* Begin *

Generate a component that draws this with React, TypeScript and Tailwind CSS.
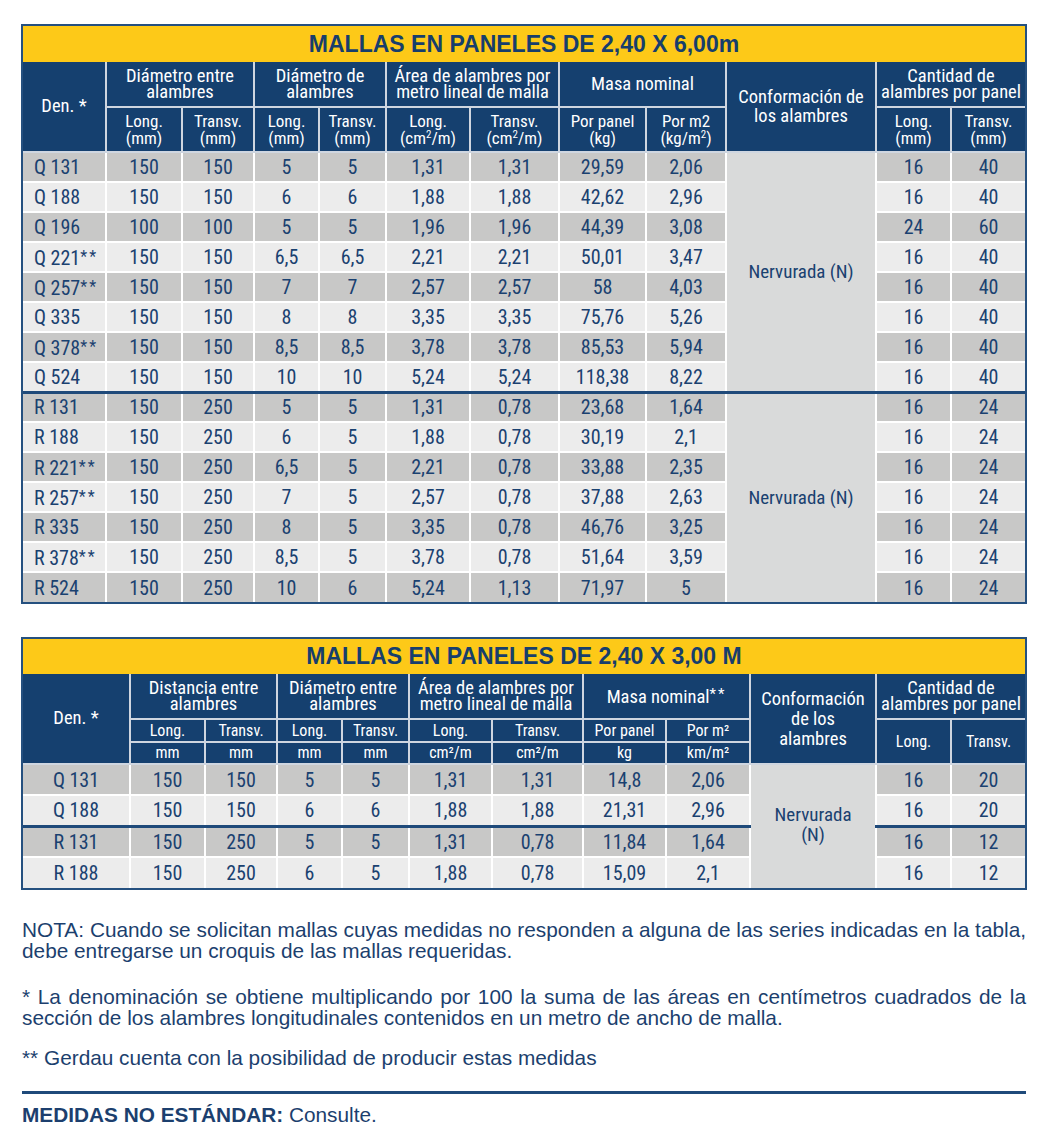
import React from "react";

type Row = string[];

const panel6: Row[] = [
  ["Q 131", "150", "150", "5", "5", "1,31", "1,31", "29,59", "2,06", "16", "40"],
  ["Q 188", "150", "150", "6", "6", "1,88", "1,88", "42,62", "2,96", "16", "40"],
  ["Q 196", "100", "100", "5", "5", "1,96", "1,96", "44,39", "3,08", "24", "60"],
  ["Q 221**", "150", "150", "6,5", "6,5", "2,21", "2,21", "50,01", "3,47", "16", "40"],
  ["Q 257**", "150", "150", "7", "7", "2,57", "2,57", "58", "4,03", "16", "40"],
  ["Q 335", "150", "150", "8", "8", "3,35", "3,35", "75,76", "5,26", "16", "40"],
  ["Q 378**", "150", "150", "8,5", "8,5", "3,78", "3,78", "85,53", "5,94", "16", "40"],
  ["Q 524", "150", "150", "10", "10", "5,24", "5,24", "118,38", "8,22", "16", "40"],
  ["R 131", "150", "250", "5", "5", "1,31", "0,78", "23,68", "1,64", "16", "24"],
  ["R 188", "150", "250", "6", "5", "1,88", "0,78", "30,19", "2,1", "16", "24"],
  ["R 221**", "150", "250", "6,5", "5", "2,21", "0,78", "33,88", "2,35", "16", "24"],
  ["R 257**", "150", "250", "7", "5", "2,57", "0,78", "37,88", "2,63", "16", "24"],
  ["R 335", "150", "250", "8", "5", "3,35", "0,78", "46,76", "3,25", "16", "24"],
  ["R 378**", "150", "250", "8,5", "5", "3,78", "0,78", "51,64", "3,59", "16", "24"],
  ["R 524", "150", "250", "10", "6", "5,24", "1,13", "71,97", "5", "16", "24"],
];

const panel3: Row[] = [
  ["Q 131", "150", "150", "5", "5", "1,31", "1,31", "14,8", "2,06", "16", "20"],
  ["Q 188", "150", "150", "6", "6", "1,88", "1,88", "21,31", "2,96", "16", "20"],
  ["R 131", "150", "250", "5", "5", "1,31", "0,78", "11,84", "1,64", "16", "12"],
  ["R 188", "150", "250", "6", "5", "1,88", "0,78", "15,09", "2,1", "16", "12"],
];

const widths6 = [83, 76, 72, 65, 67, 84, 89, 87, 80, 150, 75, 74];
const widths3 = [107, 75, 72, 65, 67, 83, 91, 83, 84, 126, 75, 74];

// "Q 221**" -> name + spaced stars
const Den = ({ v }: { v: string }) => {
  const name = v.replace(/\*+$/, "");
  const stars = v.slice(name.length);
  return (
    <>
      {name}
      {stars && <span className="text-[16px] tracking-[2px] align-[3px]">{stars}</span>}
    </>
  );
};

const th = "border-2 border-[#cfd6e0] text-white font-normal p-0 align-middle";
const td = "border-2 border-white p-0 text-center align-middle whitespace-nowrap";

export default function App() {
  return (
    <div className="w-[1048px] bg-white pt-[24px] pb-[20px] font-['Roboto_Condensed','Roboto',sans-serif] [font-stretch:condensed] text-[#1a4170]">
      {/* Mallas 2,40 x 6,00 */}
      <div className="mx-[21px] border-2 border-[#25507f]">
        <div className="h-[36px] bg-[#fdc918] flex items-center justify-center font-['Liberation_Sans',Arial,sans-serif] [font-stretch:normal] font-bold text-[23px] text-[#173e6c]">
          MALLAS EN PANELES DE 2,40 X 6,00m
        </div>
        <table className="w-full table-fixed border-collapse border-hidden">
          <colgroup>
            {widths6.map((w, i) => (
              <col key={i} style={{ width: w }} />
            ))}
          </colgroup>
          <thead className="bg-[#15406f]">
            <tr className="h-[45px] text-[18.5px] leading-[16.5px]">
              <th rowSpan={2} className={th}>Den. *</th>
              <th colSpan={2} className={th}>Diámetro entre<br />alambres</th>
              <th colSpan={2} className={th}>Diámetro de<br />alambres</th>
              <th colSpan={2} className={th}>Área de alambres por<br />metro lineal de malla</th>
              <th colSpan={2} className={th}>Masa nominal</th>
              <th rowSpan={2} className={`${th} leading-[19px]`}>Conformación de<br />los alambres</th>
              <th colSpan={2} className={th}>Cantidad de<br />alambres por panel</th>
            </tr>
            <tr className="h-[45px] text-[17px] leading-[17px]">
              <th className={th}>Long.<br />(mm)</th>
              <th className={th}>Transv.<br />(mm)</th>
              <th className={th}>Long.<br />(mm)</th>
              <th className={th}>Transv.<br />(mm)</th>
              <th className={th}>Long.<br />(cm<sup className="text-[11px]">2</sup>/m)</th>
              <th className={th}>Transv.<br />(cm<sup className="text-[11px]">2</sup>/m)</th>
              <th className={th}>Por panel<br />(kg)</th>
              <th className={th}>Por m2<br />(kg/m<sup className="text-[11px]">2</sup>)</th>
              <th className={th}>Long.<br />(mm)</th>
              <th className={th}>Transv.<br />(mm)</th>
            </tr>
          </thead>
          <tbody className="text-[20px] leading-[22px]">
            {panel6.map((r, i) => {
              const bg = i % 2 === 0 ? "bg-[#c8c8c7]" : "bg-[#ececec]";
              const sep = i === 8 ? " border-t-[3px] border-t-[#1f4a7a]" : "";
              return (
                <tr key={r[0]} className={`h-[30px] ${bg}`}>
                  <td className={`${td}${sep} text-left pl-[11px]`}><Den v={r[0]} /></td>
                  {r.slice(1, 9).map((v, j) => (
                    <td key={j} className={`${td}${sep}`}>{v}</td>
                  ))}
                  {(i === 0 || i === 8) && (
                    <td rowSpan={i === 0 ? 8 : 7} className={`${td}${sep} bg-[#d9dada] text-[19px]`}>
                      Nervurada (N)
                    </td>
                  )}
                  {r.slice(9).map((v, j) => (
                    <td key={j} className={`${td}${sep}`}>{v}</td>
                  ))}
                </tr>
              );
            })}
          </tbody>
        </table>
      </div>

      {/* Mallas 2,40 x 3,00 */}
      <div className="mx-[21px] mt-[33px] border-2 border-[#25507f]">
        <div className="h-[35px] bg-[#fdc918] flex items-center justify-center font-['Liberation_Sans',Arial,sans-serif] [font-stretch:normal] font-bold text-[23px] text-[#173e6c]">
          MALLAS EN PANELES DE 2,40 X 3,00 M
        </div>
        <table className="w-full table-fixed border-collapse border-hidden">
          <colgroup>
            {widths3.map((w, i) => (
              <col key={i} style={{ width: w }} />
            ))}
          </colgroup>
          <thead className="bg-[#15406f]">
            <tr className="h-[45px] text-[18.5px] leading-[16.5px]">
              <th rowSpan={3} className={th}>Den. *</th>
              <th colSpan={2} className={th}>Distancia entre<br />alambres</th>
              <th colSpan={2} className={th}>Diámetro entre<br />alambres</th>
              <th colSpan={2} className={th}>Área de alambres por<br />metro lineal de malla</th>
              <th colSpan={2} className={th}>
                Masa nominal<span className="text-[15px] tracking-[2px] align-[4px]">**</span>
              </th>
              <th rowSpan={3} className={`${th} leading-[20px]`}>Conformación<br />de los<br />alambres</th>
              <th colSpan={2} className={th}>Cantidad de<br />alambres por panel</th>
            </tr>
            <tr className="h-[23px] text-[16px] leading-[18px]">
              <th className={th}>Long.</th>
              <th className={th}>Transv.</th>
              <th className={th}>Long.</th>
              <th className={th}>Transv.</th>
              <th className={th}>Long.</th>
              <th className={th}>Transv.</th>
              <th className={th}>Por panel</th>
              <th className={th}>Por m²</th>
              <th rowSpan={2} className={th}>Long.</th>
              <th rowSpan={2} className={th}>Transv.</th>
            </tr>
            <tr className="h-[22px] text-[16px] leading-[18px]">
              <th className={th}>mm</th>
              <th className={th}>mm</th>
              <th className={th}>mm</th>
              <th className={th}>mm</th>
              <th className={th}>cm²/m</th>
              <th className={th}>cm²/m</th>
              <th className={th}>kg</th>
              <th className={th}>km/m²</th>
            </tr>
          </thead>
          <tbody className="text-[20px] leading-[22px]">
            {panel3.map((r, i) => {
              const bg = i % 2 === 0 ? "bg-[#c8c8c7]" : "bg-[#ececec]";
              const sep = i === 2 ? " border-t-[3px] border-t-[#1f4a7a]" : "";
              return (
                <tr key={r[0]} className={`h-[31px] ${bg}`}>
                  <td className={`${td}${sep}`}>{r[0]}</td>
                  {r.slice(1, 9).map((v, j) => (
                    <td key={j} className={`${td}${sep}`}>{v}</td>
                  ))}
                  {i === 0 && (
                    <td rowSpan={4} className={`${td} bg-[#d9dada] text-[19px] leading-[20px] pb-[4px]`}>
                      Nervurada<br />(N)
                    </td>
                  )}
                  {r.slice(9).map((v, j) => (
                    <td key={j} className={`${td}${sep}`}>{v}</td>
                  ))}
                </tr>
              );
            })}
          </tbody>
        </table>
      </div>

      {/* Notas */}
      <div className="mx-[22px] mt-[29px] font-['Liberation_Sans',Arial,sans-serif] [font-stretch:normal] text-[20.8px] leading-[21px] text-[#1c3f6e] text-justify">
        <p>
          NOTA: Cuando se solicitan mallas cuyas medidas no responden a alguna de las series indicadas en la tabla,
          debe entregarse un croquis de las mallas requeridas.
        </p>
        <p className="mt-[25px]">
          * La denominación se obtiene multiplicando por 100 la suma de las áreas en centímetros cuadrados de la
          sección de los alambres longitudinales contenidos en un metro de ancho de malla.
        </p>
        <p className="mt-[19px]">** Gerdau cuenta con la posibilidad de producir estas medidas</p>
        <div className="mt-[23px] h-[3px] bg-[#1f4a7a]" />
        <p className="mt-[10px]">
          <span className="font-bold">MEDIDAS NO ESTÁNDAR:</span> Consulte.
        </p>
      </div>
    </div>
  );
}
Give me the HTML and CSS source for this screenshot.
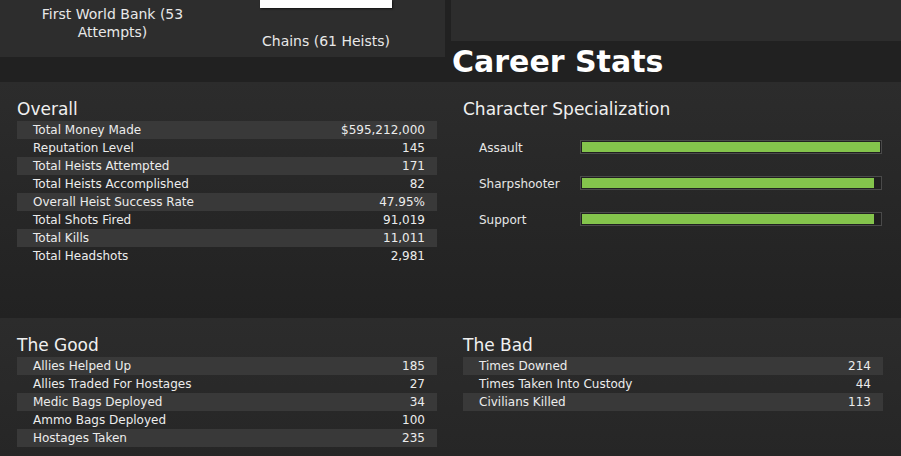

* End *

WHAT THIS TASK INVOLVES:
In the lines above, locate the string "React". Copy every line where it occurs.

SOLUTION:
Generate a component that draws this with React, TypeScript and Tailwind CSS.
import React from "react";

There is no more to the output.